- Goal
Below, find the line containing "Write the React" and the line containing "import React from"; reproduce exactly those two and every line between them, omitting pictures.
** START OF Records provided **
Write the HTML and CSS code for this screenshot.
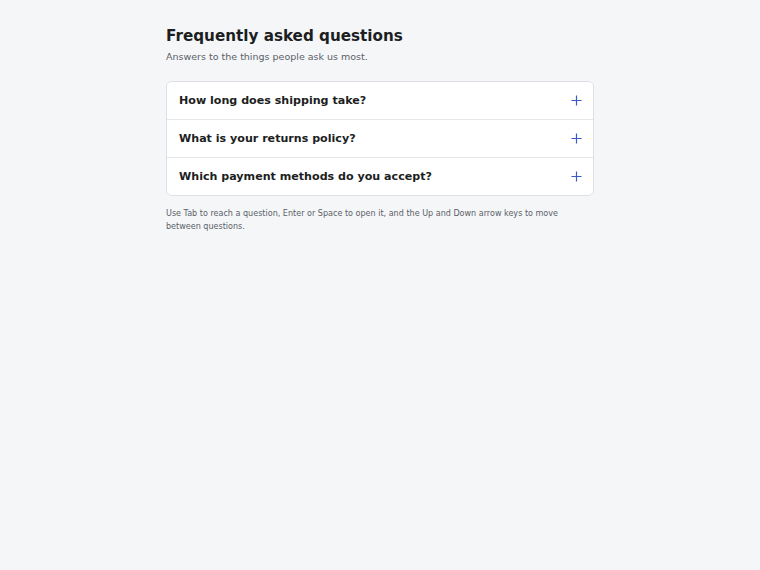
** END OF Records provided **
** START OF Records provided **
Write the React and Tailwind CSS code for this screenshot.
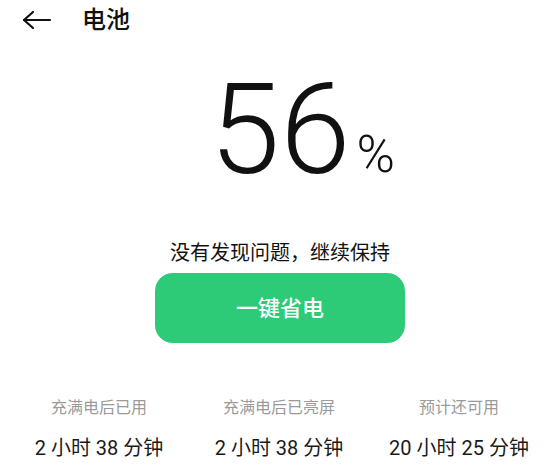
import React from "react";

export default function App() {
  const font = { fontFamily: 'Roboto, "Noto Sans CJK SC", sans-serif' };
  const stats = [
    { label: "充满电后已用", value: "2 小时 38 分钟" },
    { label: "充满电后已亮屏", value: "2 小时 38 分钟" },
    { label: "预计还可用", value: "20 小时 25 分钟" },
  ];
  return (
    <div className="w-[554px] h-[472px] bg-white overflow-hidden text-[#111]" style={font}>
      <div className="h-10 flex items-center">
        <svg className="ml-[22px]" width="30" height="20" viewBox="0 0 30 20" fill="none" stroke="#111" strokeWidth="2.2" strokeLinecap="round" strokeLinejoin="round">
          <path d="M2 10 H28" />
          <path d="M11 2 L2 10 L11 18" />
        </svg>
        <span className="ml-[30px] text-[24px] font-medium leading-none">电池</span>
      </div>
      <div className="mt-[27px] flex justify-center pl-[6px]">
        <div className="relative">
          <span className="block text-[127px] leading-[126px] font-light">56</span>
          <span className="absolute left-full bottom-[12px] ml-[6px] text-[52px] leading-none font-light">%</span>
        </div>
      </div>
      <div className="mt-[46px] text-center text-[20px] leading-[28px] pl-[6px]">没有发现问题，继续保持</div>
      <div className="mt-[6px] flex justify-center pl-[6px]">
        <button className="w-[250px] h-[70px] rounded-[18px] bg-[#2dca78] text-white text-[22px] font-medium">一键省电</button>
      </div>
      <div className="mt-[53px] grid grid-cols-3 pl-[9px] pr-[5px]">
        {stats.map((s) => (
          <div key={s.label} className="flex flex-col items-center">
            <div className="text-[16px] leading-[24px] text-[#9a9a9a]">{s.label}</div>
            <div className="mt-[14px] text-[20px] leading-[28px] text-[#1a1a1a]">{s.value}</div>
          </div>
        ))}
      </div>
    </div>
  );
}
** END OF Records provided **
** START OF Records provided **
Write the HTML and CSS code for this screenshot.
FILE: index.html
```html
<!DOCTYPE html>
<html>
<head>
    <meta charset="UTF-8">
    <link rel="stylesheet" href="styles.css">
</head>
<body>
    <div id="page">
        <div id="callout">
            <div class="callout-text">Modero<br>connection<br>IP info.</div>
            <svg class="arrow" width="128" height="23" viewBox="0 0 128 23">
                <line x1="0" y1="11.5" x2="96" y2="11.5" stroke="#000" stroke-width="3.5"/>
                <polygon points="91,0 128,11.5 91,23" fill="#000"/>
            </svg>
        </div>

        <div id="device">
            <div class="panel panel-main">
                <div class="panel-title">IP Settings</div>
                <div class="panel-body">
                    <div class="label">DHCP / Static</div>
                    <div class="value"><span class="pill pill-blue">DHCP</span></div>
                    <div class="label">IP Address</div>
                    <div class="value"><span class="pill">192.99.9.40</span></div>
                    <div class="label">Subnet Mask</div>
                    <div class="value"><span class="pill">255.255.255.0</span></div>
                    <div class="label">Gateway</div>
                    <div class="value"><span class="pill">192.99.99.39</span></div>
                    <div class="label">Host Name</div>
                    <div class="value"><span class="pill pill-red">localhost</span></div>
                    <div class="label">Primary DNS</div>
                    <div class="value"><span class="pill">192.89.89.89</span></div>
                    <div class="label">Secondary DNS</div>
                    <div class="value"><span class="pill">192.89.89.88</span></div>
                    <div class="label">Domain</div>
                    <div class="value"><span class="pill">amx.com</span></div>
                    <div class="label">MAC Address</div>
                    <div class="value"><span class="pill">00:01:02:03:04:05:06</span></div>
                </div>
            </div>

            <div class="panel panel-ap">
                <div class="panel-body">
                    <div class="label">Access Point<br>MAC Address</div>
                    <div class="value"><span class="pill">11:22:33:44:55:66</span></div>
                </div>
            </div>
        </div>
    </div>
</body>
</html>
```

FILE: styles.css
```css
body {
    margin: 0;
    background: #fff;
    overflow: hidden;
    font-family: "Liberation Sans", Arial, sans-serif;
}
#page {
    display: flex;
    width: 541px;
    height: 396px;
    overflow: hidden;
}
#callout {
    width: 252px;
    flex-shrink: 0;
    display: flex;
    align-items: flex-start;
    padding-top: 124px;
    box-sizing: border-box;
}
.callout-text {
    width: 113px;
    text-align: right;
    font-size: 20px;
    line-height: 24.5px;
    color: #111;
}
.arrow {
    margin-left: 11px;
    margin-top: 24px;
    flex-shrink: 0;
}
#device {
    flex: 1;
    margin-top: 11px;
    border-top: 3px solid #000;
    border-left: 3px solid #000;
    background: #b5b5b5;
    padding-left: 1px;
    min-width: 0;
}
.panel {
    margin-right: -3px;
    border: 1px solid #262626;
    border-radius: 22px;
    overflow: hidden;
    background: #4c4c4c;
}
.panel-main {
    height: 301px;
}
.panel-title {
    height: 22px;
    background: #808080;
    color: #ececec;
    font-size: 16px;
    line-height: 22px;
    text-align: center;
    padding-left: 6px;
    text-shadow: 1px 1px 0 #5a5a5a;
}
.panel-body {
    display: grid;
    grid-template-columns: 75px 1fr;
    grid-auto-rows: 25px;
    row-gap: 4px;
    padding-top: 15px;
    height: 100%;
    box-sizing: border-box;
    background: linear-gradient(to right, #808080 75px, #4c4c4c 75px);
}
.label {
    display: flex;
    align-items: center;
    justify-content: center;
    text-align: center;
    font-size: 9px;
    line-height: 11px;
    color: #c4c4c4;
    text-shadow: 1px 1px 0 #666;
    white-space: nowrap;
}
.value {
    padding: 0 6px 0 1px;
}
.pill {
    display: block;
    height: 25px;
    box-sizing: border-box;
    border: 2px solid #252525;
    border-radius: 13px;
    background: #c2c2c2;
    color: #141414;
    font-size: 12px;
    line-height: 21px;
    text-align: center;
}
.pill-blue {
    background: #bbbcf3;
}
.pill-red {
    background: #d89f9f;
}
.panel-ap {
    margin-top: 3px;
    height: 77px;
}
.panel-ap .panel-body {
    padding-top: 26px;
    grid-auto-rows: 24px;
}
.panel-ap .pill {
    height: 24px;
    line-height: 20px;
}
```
** END OF Records provided **
- Response
Write the React and Tailwind CSS code for this screenshot.
import React from "react";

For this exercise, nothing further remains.